→ What the task requires:
Search the material for the string "screenshot", then return every line where it is found.

**** Dataset extract ****

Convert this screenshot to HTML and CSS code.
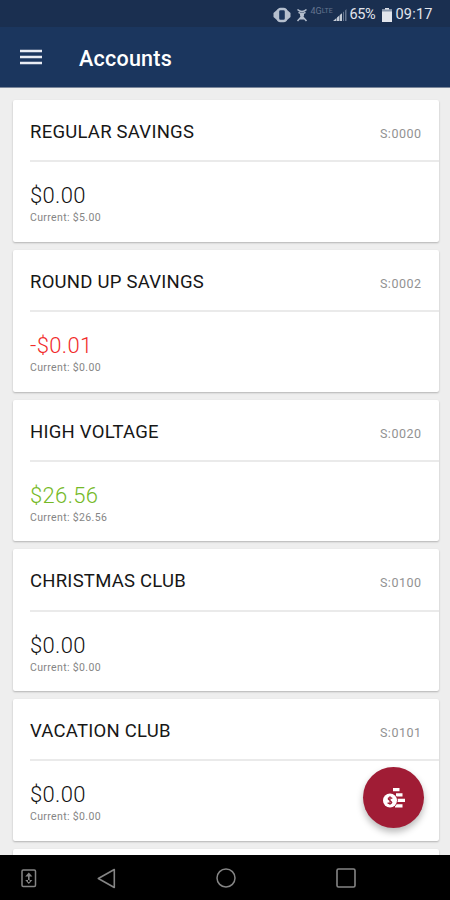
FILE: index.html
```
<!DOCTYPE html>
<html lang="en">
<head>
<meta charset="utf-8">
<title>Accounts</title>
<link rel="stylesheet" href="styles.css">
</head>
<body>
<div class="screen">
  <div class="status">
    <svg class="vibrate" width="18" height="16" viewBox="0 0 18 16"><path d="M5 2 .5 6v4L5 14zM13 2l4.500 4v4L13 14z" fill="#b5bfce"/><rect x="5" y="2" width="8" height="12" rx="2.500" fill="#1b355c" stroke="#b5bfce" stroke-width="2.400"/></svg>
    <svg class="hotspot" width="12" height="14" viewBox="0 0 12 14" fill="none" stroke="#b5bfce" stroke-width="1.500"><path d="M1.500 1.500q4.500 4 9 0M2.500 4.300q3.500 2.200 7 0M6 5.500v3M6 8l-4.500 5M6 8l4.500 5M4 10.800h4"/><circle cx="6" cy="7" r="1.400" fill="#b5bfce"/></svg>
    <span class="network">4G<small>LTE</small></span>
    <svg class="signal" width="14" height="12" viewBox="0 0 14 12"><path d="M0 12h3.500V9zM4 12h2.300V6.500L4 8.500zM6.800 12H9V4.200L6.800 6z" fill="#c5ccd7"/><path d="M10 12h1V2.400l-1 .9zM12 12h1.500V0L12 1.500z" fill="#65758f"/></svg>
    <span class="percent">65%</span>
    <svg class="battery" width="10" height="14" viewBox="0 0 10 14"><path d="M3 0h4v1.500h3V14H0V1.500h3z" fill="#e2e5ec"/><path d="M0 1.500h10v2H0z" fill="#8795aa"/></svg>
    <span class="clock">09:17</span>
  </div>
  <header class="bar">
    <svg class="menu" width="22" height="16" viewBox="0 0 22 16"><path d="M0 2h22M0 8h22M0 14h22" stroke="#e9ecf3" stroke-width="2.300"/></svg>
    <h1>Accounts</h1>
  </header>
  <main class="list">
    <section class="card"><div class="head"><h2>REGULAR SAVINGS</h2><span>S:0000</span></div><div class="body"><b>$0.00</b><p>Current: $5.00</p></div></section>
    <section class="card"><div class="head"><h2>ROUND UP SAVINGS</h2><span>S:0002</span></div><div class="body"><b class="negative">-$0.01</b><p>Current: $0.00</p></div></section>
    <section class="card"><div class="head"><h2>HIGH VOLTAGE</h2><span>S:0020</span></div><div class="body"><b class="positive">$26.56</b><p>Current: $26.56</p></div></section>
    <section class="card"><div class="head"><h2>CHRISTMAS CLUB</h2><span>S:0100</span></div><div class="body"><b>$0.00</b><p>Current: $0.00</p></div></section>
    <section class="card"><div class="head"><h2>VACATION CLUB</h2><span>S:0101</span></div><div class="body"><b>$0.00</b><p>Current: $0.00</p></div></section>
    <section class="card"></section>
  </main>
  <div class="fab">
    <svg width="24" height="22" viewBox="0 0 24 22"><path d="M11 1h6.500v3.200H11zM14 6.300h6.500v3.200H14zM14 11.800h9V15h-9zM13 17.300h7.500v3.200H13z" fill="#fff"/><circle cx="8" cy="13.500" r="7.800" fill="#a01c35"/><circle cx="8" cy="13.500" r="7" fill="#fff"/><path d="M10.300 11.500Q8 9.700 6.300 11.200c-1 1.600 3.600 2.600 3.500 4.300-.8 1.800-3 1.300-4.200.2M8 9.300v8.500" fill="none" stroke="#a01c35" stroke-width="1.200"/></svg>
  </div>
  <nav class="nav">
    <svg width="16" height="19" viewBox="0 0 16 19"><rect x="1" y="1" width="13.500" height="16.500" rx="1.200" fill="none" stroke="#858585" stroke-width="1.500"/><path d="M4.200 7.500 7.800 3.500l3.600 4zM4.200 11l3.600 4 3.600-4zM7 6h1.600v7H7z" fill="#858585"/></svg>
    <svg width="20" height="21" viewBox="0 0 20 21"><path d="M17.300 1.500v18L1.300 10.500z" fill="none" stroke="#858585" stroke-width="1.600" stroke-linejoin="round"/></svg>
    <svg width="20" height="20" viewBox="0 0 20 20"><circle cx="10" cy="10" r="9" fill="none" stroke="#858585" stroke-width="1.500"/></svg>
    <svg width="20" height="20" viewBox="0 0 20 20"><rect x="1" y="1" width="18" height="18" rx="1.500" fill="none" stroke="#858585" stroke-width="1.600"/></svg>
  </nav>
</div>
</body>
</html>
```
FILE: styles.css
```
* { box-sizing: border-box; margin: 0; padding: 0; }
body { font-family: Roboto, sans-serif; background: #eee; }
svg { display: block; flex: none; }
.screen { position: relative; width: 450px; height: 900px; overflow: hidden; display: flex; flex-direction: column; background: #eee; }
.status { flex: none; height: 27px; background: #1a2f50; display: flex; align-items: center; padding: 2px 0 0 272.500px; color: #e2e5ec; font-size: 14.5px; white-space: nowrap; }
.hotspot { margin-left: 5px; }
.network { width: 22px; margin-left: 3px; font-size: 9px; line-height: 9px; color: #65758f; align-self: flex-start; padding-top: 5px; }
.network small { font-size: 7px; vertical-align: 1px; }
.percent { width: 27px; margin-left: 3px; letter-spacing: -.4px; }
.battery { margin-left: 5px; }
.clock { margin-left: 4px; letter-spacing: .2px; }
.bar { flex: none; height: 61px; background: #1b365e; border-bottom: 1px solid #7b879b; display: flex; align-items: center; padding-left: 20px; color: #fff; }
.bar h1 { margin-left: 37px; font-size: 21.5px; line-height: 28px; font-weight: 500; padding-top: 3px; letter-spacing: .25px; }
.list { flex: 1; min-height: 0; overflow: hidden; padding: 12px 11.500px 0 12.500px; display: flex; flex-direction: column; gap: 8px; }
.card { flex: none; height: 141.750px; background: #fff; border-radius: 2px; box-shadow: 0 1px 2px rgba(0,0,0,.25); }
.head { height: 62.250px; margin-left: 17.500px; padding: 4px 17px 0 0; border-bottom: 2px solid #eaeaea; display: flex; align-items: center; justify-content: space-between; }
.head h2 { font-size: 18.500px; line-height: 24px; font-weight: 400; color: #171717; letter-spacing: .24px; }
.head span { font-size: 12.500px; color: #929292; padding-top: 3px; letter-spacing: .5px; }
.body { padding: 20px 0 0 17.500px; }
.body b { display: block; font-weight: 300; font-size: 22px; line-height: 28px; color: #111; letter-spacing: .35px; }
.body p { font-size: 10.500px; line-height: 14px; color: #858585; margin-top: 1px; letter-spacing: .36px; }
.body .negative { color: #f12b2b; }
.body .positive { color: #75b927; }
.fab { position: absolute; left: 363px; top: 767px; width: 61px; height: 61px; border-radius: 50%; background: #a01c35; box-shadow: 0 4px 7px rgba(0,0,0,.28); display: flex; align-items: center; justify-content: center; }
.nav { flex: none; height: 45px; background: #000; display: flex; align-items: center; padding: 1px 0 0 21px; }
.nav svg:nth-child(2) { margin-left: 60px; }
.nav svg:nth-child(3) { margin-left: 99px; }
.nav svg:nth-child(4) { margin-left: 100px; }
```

****
**** Dataset extract ****

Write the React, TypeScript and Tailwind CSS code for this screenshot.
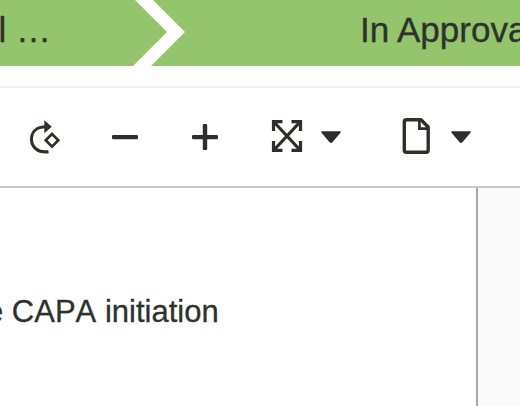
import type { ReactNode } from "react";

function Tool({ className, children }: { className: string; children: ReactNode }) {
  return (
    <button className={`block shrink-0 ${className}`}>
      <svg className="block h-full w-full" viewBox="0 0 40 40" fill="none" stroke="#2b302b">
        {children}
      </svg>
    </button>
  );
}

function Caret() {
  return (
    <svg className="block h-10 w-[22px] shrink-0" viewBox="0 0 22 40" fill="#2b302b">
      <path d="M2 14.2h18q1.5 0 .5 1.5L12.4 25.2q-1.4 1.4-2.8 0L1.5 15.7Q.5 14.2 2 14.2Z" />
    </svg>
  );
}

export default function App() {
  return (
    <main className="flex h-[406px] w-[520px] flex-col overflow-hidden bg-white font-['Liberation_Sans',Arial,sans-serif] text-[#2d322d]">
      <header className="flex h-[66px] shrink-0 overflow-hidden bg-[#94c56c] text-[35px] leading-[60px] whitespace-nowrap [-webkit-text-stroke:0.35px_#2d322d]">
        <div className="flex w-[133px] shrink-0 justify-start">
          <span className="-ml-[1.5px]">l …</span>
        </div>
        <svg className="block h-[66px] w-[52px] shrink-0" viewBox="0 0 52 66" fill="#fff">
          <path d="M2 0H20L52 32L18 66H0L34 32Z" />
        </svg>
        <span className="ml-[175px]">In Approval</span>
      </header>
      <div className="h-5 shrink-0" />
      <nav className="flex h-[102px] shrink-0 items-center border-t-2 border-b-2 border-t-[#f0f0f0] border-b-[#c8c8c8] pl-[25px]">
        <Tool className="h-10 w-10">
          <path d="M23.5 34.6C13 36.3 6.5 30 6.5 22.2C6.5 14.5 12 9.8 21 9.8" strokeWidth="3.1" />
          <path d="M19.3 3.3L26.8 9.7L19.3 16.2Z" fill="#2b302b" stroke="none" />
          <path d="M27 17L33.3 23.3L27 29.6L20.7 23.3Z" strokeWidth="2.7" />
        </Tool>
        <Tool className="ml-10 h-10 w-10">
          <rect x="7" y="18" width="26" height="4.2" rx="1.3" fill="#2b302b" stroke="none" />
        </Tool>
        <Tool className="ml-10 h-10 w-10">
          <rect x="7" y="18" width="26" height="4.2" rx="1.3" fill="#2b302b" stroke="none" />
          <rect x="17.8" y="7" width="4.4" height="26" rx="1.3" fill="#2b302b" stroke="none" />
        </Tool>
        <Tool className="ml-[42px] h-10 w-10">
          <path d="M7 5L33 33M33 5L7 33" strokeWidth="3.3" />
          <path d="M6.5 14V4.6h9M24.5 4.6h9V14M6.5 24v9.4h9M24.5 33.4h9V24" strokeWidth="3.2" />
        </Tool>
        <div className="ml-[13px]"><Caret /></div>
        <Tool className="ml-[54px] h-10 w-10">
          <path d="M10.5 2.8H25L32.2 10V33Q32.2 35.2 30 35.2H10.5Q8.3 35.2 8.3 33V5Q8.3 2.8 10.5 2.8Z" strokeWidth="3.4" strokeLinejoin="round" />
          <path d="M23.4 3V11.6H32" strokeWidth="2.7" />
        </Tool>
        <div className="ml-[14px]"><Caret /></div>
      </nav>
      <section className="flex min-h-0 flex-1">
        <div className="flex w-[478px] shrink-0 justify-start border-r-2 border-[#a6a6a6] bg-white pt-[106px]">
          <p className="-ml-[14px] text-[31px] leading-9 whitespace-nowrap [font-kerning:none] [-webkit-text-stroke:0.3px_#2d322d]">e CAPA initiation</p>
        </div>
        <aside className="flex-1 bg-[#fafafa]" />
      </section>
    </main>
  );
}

****

→ Result of this exercise:
Convert this screenshot to HTML and CSS code.
Write the React, TypeScript and Tailwind CSS code for this screenshot.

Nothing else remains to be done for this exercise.